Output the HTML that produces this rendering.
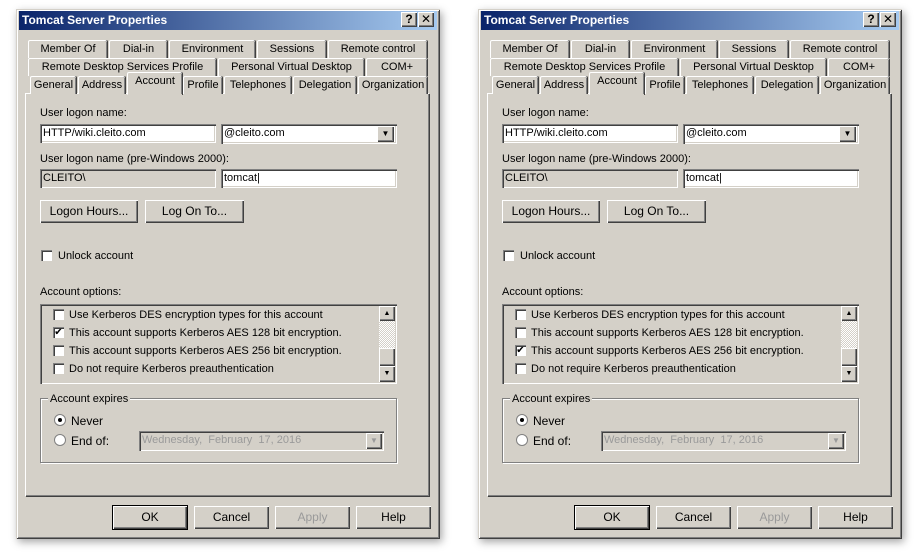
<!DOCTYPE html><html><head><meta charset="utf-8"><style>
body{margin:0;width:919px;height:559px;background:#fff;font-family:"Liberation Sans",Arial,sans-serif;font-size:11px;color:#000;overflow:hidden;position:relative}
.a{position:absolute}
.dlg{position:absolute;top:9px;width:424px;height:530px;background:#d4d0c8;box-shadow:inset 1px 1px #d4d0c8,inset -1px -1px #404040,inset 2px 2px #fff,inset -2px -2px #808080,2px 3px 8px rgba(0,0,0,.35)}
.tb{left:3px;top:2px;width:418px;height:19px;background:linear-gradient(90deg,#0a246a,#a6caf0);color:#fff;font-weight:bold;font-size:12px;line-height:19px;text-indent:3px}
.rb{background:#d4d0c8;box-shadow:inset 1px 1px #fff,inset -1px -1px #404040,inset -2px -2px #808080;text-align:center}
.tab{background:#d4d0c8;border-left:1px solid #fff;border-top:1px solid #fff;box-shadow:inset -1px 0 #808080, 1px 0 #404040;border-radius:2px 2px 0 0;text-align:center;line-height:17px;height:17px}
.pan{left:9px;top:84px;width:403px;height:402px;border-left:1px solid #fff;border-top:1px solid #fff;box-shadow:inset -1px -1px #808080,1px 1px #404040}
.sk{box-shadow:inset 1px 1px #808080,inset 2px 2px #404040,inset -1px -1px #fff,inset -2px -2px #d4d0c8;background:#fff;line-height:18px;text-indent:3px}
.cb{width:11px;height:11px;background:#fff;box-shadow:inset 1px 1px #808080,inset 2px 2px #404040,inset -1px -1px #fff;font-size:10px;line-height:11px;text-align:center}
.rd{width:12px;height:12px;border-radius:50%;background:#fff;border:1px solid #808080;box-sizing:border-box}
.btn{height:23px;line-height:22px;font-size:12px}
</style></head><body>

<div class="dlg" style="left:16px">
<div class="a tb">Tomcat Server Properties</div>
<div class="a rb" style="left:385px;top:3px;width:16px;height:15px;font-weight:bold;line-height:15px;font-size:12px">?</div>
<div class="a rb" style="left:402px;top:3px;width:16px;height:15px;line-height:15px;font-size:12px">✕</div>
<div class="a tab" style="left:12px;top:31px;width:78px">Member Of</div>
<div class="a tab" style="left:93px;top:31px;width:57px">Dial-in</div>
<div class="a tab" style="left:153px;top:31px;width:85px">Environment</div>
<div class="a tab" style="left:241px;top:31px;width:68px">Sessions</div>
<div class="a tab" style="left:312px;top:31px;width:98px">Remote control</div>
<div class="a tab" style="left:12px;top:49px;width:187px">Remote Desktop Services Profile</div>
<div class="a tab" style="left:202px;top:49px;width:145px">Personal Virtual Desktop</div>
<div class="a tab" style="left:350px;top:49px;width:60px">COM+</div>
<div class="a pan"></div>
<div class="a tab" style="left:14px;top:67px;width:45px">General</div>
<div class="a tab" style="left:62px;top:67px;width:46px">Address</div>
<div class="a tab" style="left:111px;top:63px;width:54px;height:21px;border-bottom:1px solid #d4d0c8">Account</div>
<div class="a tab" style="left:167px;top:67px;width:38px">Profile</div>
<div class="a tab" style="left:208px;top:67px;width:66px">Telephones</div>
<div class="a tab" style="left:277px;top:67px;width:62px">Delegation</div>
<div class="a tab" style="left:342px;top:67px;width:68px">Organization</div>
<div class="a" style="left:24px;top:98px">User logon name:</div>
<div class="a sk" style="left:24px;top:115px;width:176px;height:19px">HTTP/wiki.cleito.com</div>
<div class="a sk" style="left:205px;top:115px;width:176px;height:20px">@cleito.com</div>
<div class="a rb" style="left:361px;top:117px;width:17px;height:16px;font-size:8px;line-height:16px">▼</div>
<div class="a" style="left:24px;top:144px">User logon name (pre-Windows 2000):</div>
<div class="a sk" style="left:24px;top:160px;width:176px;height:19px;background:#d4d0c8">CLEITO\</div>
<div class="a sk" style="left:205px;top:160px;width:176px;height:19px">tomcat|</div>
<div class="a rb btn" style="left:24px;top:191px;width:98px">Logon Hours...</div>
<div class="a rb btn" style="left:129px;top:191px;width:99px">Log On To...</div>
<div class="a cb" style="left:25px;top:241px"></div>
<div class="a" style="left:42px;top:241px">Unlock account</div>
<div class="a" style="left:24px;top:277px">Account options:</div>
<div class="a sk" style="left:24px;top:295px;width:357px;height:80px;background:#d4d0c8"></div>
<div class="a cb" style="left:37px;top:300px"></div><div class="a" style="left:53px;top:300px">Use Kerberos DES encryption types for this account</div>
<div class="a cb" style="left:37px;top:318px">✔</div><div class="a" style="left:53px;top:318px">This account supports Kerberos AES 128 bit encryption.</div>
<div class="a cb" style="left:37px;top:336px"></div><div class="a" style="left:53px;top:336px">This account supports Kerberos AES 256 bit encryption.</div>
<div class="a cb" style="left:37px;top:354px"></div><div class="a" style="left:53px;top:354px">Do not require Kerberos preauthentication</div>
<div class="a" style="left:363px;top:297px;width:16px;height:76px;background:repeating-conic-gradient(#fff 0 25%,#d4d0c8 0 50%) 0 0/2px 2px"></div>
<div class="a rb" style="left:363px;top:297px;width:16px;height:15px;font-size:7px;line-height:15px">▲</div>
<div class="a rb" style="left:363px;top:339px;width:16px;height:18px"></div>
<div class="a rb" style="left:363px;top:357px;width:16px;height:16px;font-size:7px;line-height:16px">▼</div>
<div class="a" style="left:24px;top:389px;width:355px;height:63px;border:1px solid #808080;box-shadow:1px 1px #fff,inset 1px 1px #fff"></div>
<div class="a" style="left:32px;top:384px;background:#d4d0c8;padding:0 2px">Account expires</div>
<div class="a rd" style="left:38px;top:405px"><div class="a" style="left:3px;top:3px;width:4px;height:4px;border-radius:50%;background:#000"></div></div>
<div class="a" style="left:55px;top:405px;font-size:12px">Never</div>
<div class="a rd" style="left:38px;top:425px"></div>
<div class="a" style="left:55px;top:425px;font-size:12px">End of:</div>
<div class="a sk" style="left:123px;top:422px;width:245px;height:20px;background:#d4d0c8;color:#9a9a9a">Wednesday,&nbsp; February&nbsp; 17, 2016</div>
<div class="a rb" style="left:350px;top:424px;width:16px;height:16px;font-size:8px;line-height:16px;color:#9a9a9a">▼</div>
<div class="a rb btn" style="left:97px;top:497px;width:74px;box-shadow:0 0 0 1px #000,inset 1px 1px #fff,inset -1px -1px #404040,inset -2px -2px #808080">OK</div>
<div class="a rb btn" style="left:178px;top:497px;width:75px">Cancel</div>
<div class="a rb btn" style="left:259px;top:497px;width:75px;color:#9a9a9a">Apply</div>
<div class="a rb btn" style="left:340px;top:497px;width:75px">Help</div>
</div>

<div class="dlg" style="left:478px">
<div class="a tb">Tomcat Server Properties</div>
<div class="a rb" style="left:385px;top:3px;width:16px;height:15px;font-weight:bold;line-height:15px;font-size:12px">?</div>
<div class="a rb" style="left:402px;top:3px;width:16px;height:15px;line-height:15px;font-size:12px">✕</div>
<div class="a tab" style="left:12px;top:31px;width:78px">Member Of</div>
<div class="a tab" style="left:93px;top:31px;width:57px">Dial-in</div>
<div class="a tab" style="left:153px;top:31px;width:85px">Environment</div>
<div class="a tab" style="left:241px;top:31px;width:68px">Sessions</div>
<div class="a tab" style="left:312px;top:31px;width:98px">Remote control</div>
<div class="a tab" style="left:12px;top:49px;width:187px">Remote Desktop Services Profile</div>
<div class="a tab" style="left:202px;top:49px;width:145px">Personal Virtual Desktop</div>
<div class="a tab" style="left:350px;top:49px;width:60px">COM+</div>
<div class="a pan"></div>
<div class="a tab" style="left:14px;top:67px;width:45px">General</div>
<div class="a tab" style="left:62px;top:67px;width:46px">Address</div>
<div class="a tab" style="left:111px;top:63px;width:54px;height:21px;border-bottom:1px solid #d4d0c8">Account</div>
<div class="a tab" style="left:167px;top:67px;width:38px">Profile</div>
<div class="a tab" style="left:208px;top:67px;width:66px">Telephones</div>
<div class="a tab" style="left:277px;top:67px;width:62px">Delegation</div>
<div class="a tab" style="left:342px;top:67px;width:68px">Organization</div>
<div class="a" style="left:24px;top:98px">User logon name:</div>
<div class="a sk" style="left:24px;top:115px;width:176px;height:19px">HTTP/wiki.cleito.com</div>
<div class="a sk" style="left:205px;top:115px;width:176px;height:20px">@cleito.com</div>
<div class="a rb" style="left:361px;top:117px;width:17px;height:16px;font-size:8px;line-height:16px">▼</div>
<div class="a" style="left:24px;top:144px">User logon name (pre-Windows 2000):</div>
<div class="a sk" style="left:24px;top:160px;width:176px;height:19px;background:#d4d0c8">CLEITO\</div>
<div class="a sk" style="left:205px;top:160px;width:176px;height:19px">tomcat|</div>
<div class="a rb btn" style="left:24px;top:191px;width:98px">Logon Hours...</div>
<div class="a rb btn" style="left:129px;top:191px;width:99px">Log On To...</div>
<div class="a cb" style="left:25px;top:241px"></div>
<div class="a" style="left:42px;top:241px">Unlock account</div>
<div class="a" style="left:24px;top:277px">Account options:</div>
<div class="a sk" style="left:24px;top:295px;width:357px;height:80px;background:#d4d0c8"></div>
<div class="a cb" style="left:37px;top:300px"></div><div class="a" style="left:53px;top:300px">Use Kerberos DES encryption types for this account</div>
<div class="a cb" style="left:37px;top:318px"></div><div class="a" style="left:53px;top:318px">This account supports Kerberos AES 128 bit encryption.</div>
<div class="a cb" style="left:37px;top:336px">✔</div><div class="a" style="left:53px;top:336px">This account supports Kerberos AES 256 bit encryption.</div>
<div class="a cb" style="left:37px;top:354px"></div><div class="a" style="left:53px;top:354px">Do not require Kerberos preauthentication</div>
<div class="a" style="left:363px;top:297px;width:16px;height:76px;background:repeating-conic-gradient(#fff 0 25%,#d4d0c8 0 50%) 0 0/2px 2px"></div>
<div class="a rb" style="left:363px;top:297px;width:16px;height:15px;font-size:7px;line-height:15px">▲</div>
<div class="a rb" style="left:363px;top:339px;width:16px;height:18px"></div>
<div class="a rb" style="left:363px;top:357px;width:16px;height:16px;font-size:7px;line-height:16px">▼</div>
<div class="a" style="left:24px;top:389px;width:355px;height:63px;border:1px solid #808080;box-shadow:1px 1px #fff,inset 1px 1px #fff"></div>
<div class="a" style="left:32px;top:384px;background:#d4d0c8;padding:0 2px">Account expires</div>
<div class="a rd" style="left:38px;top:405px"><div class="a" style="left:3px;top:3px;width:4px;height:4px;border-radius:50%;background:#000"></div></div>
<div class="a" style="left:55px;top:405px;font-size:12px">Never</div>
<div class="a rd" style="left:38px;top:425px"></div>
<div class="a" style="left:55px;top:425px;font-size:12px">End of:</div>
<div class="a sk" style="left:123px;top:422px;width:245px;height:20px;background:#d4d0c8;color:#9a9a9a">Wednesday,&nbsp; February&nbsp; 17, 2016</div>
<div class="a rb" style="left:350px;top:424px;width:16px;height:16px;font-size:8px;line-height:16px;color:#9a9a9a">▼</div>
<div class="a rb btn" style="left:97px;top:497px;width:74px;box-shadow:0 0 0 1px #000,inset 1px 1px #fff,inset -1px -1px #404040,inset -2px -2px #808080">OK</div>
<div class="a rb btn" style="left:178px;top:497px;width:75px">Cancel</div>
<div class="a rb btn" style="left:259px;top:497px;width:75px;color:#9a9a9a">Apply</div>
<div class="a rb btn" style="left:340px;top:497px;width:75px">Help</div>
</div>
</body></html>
# # # # #
- Exercise task: Return only the lines running from the top of the data to the line that holds "</style></head><body>". Include both of those lines, but skip the pictures.

- Result:
Output the HTML that produces this rendering.
<!DOCTYPE html><html><head><meta charset="utf-8"><style>
body{margin:0;width:919px;height:559px;background:#fff;font-family:"Liberation Sans",Arial,sans-serif;font-size:11px;color:#000;overflow:hidden;position:relative}
.a{position:absolute}
.dlg{position:absolute;top:9px;width:424px;height:530px;background:#d4d0c8;box-shadow:inset 1px 1px #d4d0c8,inset -1px -1px #404040,inset 2px 2px #fff,inset -2px -2px #808080,2px 3px 8px rgba(0,0,0,.35)}
.tb{left:3px;top:2px;width:418px;height:19px;background:linear-gradient(90deg,#0a246a,#a6caf0);color:#fff;font-weight:bold;font-size:12px;line-height:19px;text-indent:3px}
.rb{background:#d4d0c8;box-shadow:inset 1px 1px #fff,inset -1px -1px #404040,inset -2px -2px #808080;text-align:center}
.tab{background:#d4d0c8;border-left:1px solid #fff;border-top:1px solid #fff;box-shadow:inset -1px 0 #808080, 1px 0 #404040;border-radius:2px 2px 0 0;text-align:center;line-height:17px;height:17px}
.pan{left:9px;top:84px;width:403px;height:402px;border-left:1px solid #fff;border-top:1px solid #fff;box-shadow:inset -1px -1px #808080,1px 1px #404040}
.sk{box-shadow:inset 1px 1px #808080,inset 2px 2px #404040,inset -1px -1px #fff,inset -2px -2px #d4d0c8;background:#fff;line-height:18px;text-indent:3px}
.cb{width:11px;height:11px;background:#fff;box-shadow:inset 1px 1px #808080,inset 2px 2px #404040,inset -1px -1px #fff;font-size:10px;line-height:11px;text-align:center}
.rd{width:12px;height:12px;border-radius:50%;background:#fff;border:1px solid #808080;box-sizing:border-box}
.btn{height:23px;line-height:22px;font-size:12px}
</style></head><body>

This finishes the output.